You can use a variety of different mushrooms for Tom Kha. Sliced oyster or straw mushrooms are most commonly used, but sliced white button mushrooms are acceptable. Canned straw mushrooms can be a bit slimy. Some recipes suggest shitake mushrooms, but to my taste sensibilities they would be overpowering in this recipe and would mask the soups other subtler flavors. As they are also mild, Japanese enoki mushrooms can be used. We love King oyster mushrooms (aka King Trumpet Mushroom) in Thai curry, but the regular more pliable oyster mushrooms seem more appropriate to this soup.
- 1 pound of chicken thighs cut into bite-sized pieces. (You can use chicken breast if you prefer)

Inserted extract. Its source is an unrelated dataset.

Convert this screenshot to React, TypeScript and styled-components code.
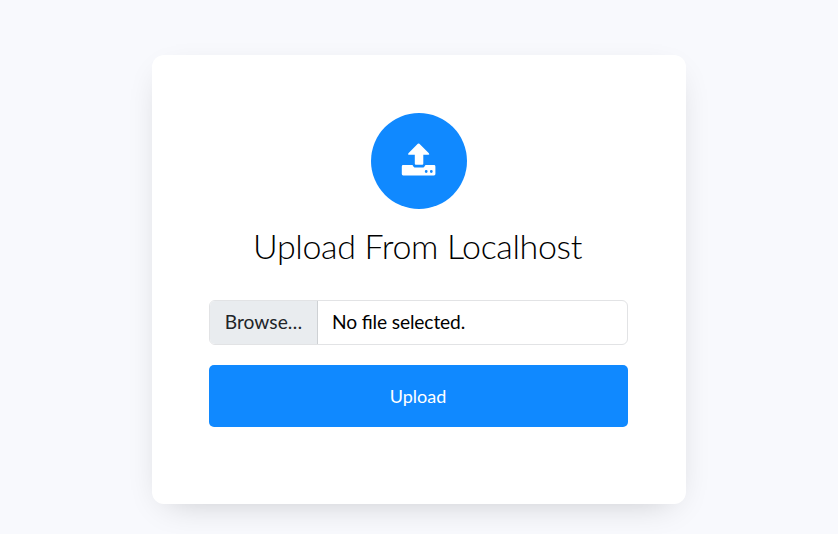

- 2 cups chicken stock (best without added vegetables)
- 1 14 ounce can or 1 3/4 cups of coconut milk (try to buy the kind that is pure coconut milk without additives)
- 2 fresh lemongrass stalks (depending on size, cut off and discard the green part and gently mash the white part).
- 5 Kaffir Lime leaves (can substitute 1 teaspoons of lime zest or 2 teaspoons of lime juice, but the leaves are best)
- 1/4 cup 1/8 inch sliced galangal (about 3 ounces)
- 4 Thai chilies, bruised (more or less to your preference)
- 3 tablespoons Nam Pla (Thai fish sauce)
- 1 tablespoon palm sugar (or regular cane sugar)
- 3 tablespoon fresh lime juice
- 1/4 cup of roughly chopped cilantro leaves
- 6 ounces of sliced oyster mushrooms, straw mushrooms, enoki mushrooms or sliced white button mushrooms
Garnish with fresh cilantro and serve with a side dish of Jasmine rice.
- In a medium pot, boil the chicken in the chicken stock for 30 minutes.
- Add the all of the remaining ingredients (except for the lime juice).
- Simmer for 10 minutes.
- Mix in lime juice.
- If desired, remove pieces of lemongrass, galangal and lime leaves.